Understanding Rental Income

Accurately identifying and reporting rental income begins with clearly understanding what constitutes rental income. Rental income includes any payment you receive from tenants for using your property. This income can come from residential properties, such as houses, apartments, and vacation homes, or commercial properties, like office buildings and retail spaces. 

Ultimately, understanding rental income is essential for correctly calculating the tax paid on it.

Here are some of the different types of rental income you may encounter as a landlord, which are all subject to rental income tax:

  1. Monthly Rent Payments: Regular rent payments made by tenants in accordance with the lease or rental agreement.
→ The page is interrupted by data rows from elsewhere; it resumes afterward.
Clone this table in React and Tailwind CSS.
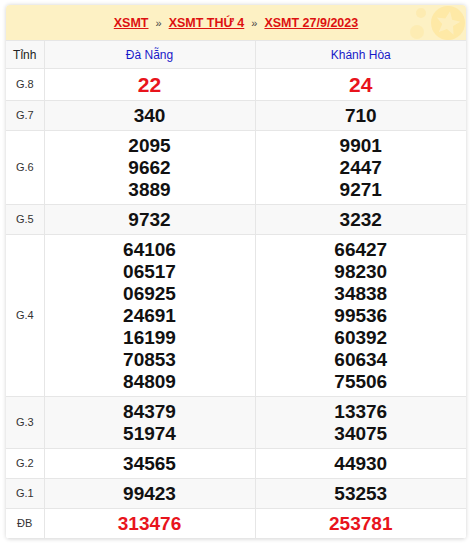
import React from "react";

const rows = [
  { label: "G.8", a: ["22"], b: ["24"], red: true, big: true },
  { label: "G.7", a: ["340"], b: ["710"], gray: true },
  { label: "G.6", a: ["2095", "9662", "3889"], b: ["9901", "2447", "9271"] },
  { label: "G.5", a: ["9732"], b: ["3232"], gray: true },
  {
    label: "G.4",
    a: ["64106", "06517", "06925", "24691", "16199", "70853", "84809"],
    b: ["66427", "98230", "34838", "99536", "60392", "60634", "75506"],
  },
  { label: "G.3", a: ["84379", "51974"], b: ["13376", "34075"], gray: true },
  { label: "G.2", a: ["34565"], b: ["44930"] },
  { label: "G.1", a: ["99423"], b: ["53253"], gray: true },
  { label: "ĐB", a: ["313476"], b: ["253781"], red: true },
];

function Cell({ nums, red, big, last }) {
  return (
    <td
      className={
        (last ? "border-r-0 " : "") +
        (big ? "py-[4.5px] " : "py-[3.5px] ") +
        "border border-[#e6e6e6] text-center align-middle"
      }
    >
      {nums.map((n) => (
        <div
          key={n}
          className={
            (red ? "text-[#e8141c] " : "text-[#111] ") +
            (big ? "text-[21px] " : "text-[19px] ") +
            "font-bold leading-[22px]"
          }
        >
          {n}
        </div>
      ))}
    </td>
  );
}

export default function App() {
  return (
    <div className="w-[472px] h-[544px] bg-white px-[6px] pt-[5px] font-['Liberation_Sans',Arial,sans-serif] overflow-hidden">
      <div className="rounded-[4px] bg-white shadow-[0_0_4px_rgba(0,0,0,0.18)] overflow-hidden">
        <div className="relative h-[35px] bg-[#fdf1c4] flex items-center justify-center pt-[1px] text-[12.5px] overflow-hidden">
          <svg className="absolute right-0 top-0" width="70" height="35" viewBox="0 0 70 35">
            <circle cx="52" cy="18" r="17" fill="#fde59c" opacity="0.75" />
            <polygon
              points="52,6 55.5,14 64,14.5 57.5,20 59.5,28.5 52,24 44.5,28.5 46.5,20 40,14.5 48.5,14"
              fill="#fdefc2"
              opacity="0.9"
              transform="rotate(10 52 18)"
            />
            <circle cx="25" cy="8" r="5" fill="#fde59c" opacity="0.45" />
            <circle cx="21" cy="27" r="7" fill="#fde59c" opacity="0.4" />
          </svg>
          <span className="relative text-[#dd1111] underline font-bold">XSMT</span>
          <span className="relative mx-[7px] text-[#444] text-[11px]">»</span>
          <span className="relative text-[#dd1111] underline font-bold">XSMT THỨ 4</span>
          <span className="relative mx-[7px] text-[#444] text-[11px]">»</span>
          <span className="relative text-[#dd1111] underline font-bold">XSMT 27/9/2023</span>
        </div>
        <table className="w-full border-collapse table-fixed">
          <colgroup>
            <col className="w-[38px]" />
            <col />
            <col />
          </colgroup>
          <thead>
            <tr className="bg-[#f8f8f8] h-[28px]">
              <th className="border border-[#e6e6e6] border-l-0 text-[12px] font-normal text-[#222]">Tỉnh</th>
              <th className="border border-[#e6e6e6] text-[12px] font-normal text-[#1818c8]">Đà Nẵng</th>
              <th className="border border-[#e6e6e6] border-r-0 text-[12px] font-normal text-[#1818c8]">Khánh Hòa</th>
            </tr>
          </thead>
          <tbody>
            {rows.map((r) => (
              <tr key={r.label} className={r.gray ? "bg-[#f8f8f8]" : "bg-white"}>
                <td className="border border-[#e6e6e6] border-l-0 text-center text-[11px] text-[#333]">{r.label}</td>
                <Cell nums={r.a} red={r.red} big={r.big} />
                <Cell nums={r.b} red={r.red} big={r.big} last />
              </tr>
            ))}
          </tbody>
        </table>
      </div>
    </div>
  );
}
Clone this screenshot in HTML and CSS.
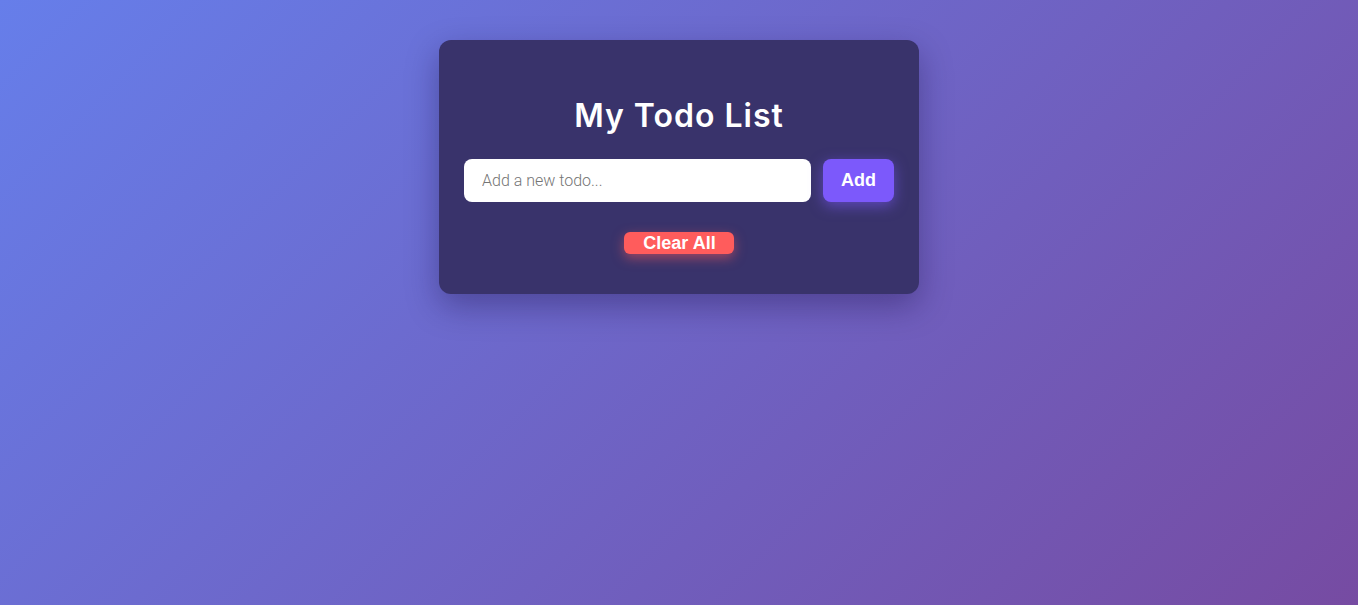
FILE: index.html
```html
<!DOCTYPE html>
<html lang="en">
<head>
<meta charset="utf-8">
<title>My Todo List</title>
<link rel="stylesheet" href="styles.css">
</head>
<body>
  <main class="card">
    <h1 class="title">My Todo List</h1>
    <form class="add-row" onsubmit="return false">
      <input class="todo-input" type="text" placeholder="Add a new todo...">
      <button class="add-btn" type="submit">Add</button>
    </form>
    <ul class="todo-list"></ul>
    <div class="actions">
      <button class="clear-btn" type="button">Clear All</button>
    </div>
  </main>
</body>
</html>
```
FILE: styles.css
```css
* { box-sizing: border-box; }

html, body {
  margin: 0;
  padding: 0;
}

body {
  min-height: 100vh;
  background: linear-gradient(135deg, #667eea 0%, #764ba2 100%);
  font-family: "Liberation Sans", Arial, sans-serif;
  display: flex;
  flex-direction: column;
  align-items: center;
  padding-top: 40px;
}

.card {
  width: 480px;
  background: #39336b;
  border-radius: 12px;
  padding: 52px 25px 40px;
  box-shadow: 0 12px 32px rgba(20, 10, 60, 0.35);
}

.title {
  margin: 0 0 19px;
  font-family: "Inter", "Noto Sans", sans-serif;
  font-weight: 600;
  font-size: 32px;
  line-height: 48px;
  letter-spacing: 1px;
  text-align: center;
  color: #ffffff;
}

.add-row {
  display: flex;
  gap: 12px;
  margin: 0;
}

.todo-input {
  flex: 1;
  height: 43px;
  border: none;
  border-radius: 8px;
  padding: 0 18px;
  font-family: "Roboto", "Liberation Sans", sans-serif;
  font-weight: 300;
  font-size: 16px;
  color: #333;
  background: #ffffff;
  outline: none;
}

.todo-input::placeholder {
  color: #757575;
}

.add-btn {
  width: 71px;
  height: 43px;
  border: none;
  border-radius: 8px;
  background: #7c59fb;
  color: #ffffff;
  font-family: "Liberation Sans", Arial, sans-serif;
  font-weight: 700;
  font-size: 18px;
  box-shadow: 0 4px 14px rgba(124, 89, 251, 0.55);
  cursor: pointer;
}

.todo-list {
  list-style: none;
  margin: 0;
  padding: 0;
}

.actions {
  display: flex;
  justify-content: center;
  margin-top: 30px;
}

.clear-btn {
  height: 22px;
  padding: 0 18px 0 19px;
  border: none;
  border-radius: 6px;
  background: #ff5c5c;
  color: #ffffff;
  font-family: "Liberation Sans", Arial, sans-serif;
  font-weight: 700;
  font-size: 18px;
  line-height: 22px;
  box-shadow: 0 4px 12px rgba(255, 92, 92, 0.5);
  cursor: pointer;
}
```
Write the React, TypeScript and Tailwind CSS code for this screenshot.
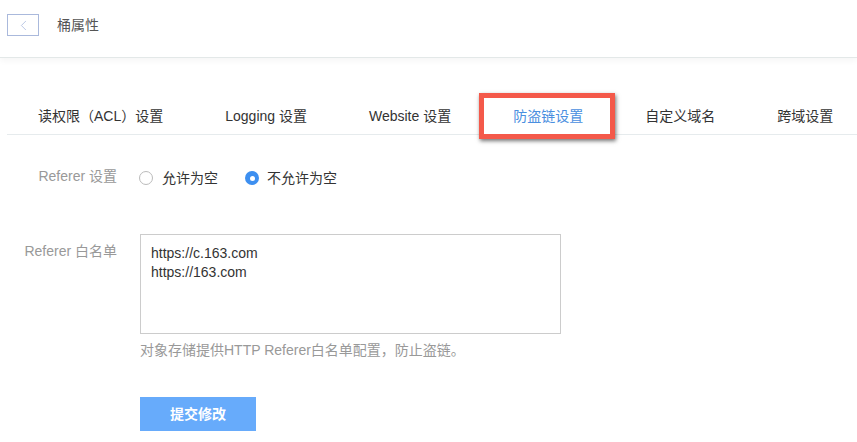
import { ChevronLeft } from "lucide-react";

const tabs = ["读权限（ACL）设置", "Logging 设置", "Website 设置", "防盗链设置", "自定义域名", "跨域设置"];

export default function App() {
  const active = 3;

  return (
    <div
      className="min-h-screen bg-white text-[14px] text-[#333]"
      style={{ fontFamily: '"Liberation Sans", "Noto Sans CJK SC", sans-serif' }}
    >
      {/* Header */}
      <div className="h-[58px] border-b border-[#e3e8e8] shadow-[0_3px_6px_rgba(0,20,20,0.04)] flex items-start pt-[14px] pl-[7px]">
        <button className="w-[32px] h-[22px] border border-[#aab9dc] flex items-center justify-center text-[#9fb1da]">
          <ChevronLeft className="w-[17px] h-[17px]" strokeWidth={1} />
        </button>
        <span className="ml-[18px] leading-[22px] text-[#555]">桶属性</span>
      </div>

      {/* Tabs */}
      <div className="mt-[40px] ml-[7px] flex border-b border-[#e6ebed]">
        {tabs.map((t, i) => (
          <div
            key={t}
            className={`relative h-[36px] px-[31px] flex items-center whitespace-nowrap ${
              i === active ? "text-[#4a8fe0]" : "text-[#333]"
            }`}
          >
            {i === active && (
              <span className="absolute -top-[5px] -bottom-[5px] -left-[3px] -right-[1px] border-[5px] border-[#f4594a] shadow-[1px_2px_4px_rgba(0,0,0,0.55)]" />
            )}
            <span className="relative">{t}</span>
          </div>
        ))}
      </div>

      {/* Referer setting */}
      <div className="mt-[33px] flex items-center h-[20px]">
        <div className="w-[117px] text-right text-[#999] leading-5 -mt-[4px]">Referer 设置</div>
        <div className="ml-[22px] flex items-center">
          <span className="w-[14px] h-[14px] rounded-full border border-[#bbbbbb] bg-white" />
          <span className="ml-[9px]">允许为空</span>
          <span className="ml-[27px] w-[14px] h-[14px] rounded-full bg-[#3d8ff0] flex items-center justify-center">
            <span className="w-[5px] h-[5px] rounded-full bg-white" />
          </span>
          <span className="ml-[8px]">不允许为空</span>
        </div>
      </div>

      {/* Whitelist */}
      <div className="mt-[46px] flex items-start">
        <div className="w-[117px] text-right text-[#999] leading-5 pt-[7px]">Referer 白名单</div>
        <div className="ml-[23px] flex flex-col">
          <textarea
            className="w-[421px] h-[100px] border border-[#cccccc] resize-none outline-none px-[10px] pt-[9px] leading-[19px] text-[#333] text-[14px]"
            defaultValue={"https://c.163.com\nhttps://163.com"}
          />
          <div className="mt-[6px] leading-5 text-[#999]">对象存储提供HTTP Referer白名单配置，防止盗链。</div>
          <button className="mt-[37px] w-[116px] h-[34px] bg-[#67abfb] text-white font-bold text-[14px]">
            提交修改
          </button>
        </div>
      </div>
    </div>
  );
}
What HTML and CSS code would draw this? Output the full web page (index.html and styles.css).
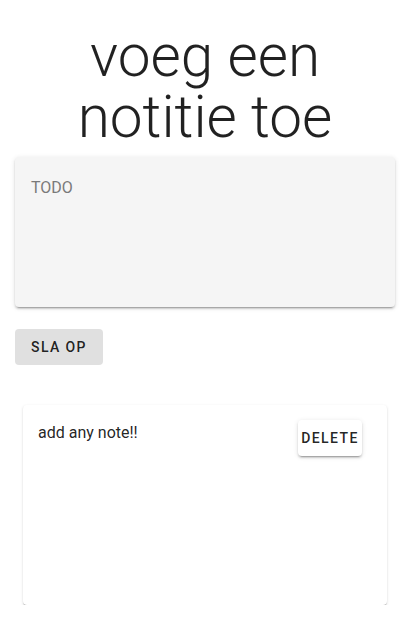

These payments form the basis of the rental income tax you owe.
  2. Advance Rent: Any rent received before the period it covers. If a tenant pays you for the first and last month upfront, both payments are considered rental income the year they are received and impact your total taxable income. 
  3. Security Deposits: Typically, security deposits are not considered rental income if they are meant to be returned to the tenant at the end of the lease. However, if you retain any part of the deposit (e.g., for repairs), that amount is subject to tax.
  4. Lease Cancellation Payments: If a tenant pays to terminate a lease early, those payments are considered rental income in the year they are received, contributing to your overall taxable income. 
  5. Expenses Paid by Tenants: Sometimes, tenants pay expenses on behalf of the landlord in lieu of paying their full rent, such as property taxes or utility bills. These payments are also considered rental income and must be included when calculating taxes for the year.
  6. Services Rendered: If tenants provide services in place of rent, landlords must document the fair market value of those services as rental income. If a tenant performs maintenance work on the property instead of paying rent, the value of that work is taxable and must be factored into your taxable income.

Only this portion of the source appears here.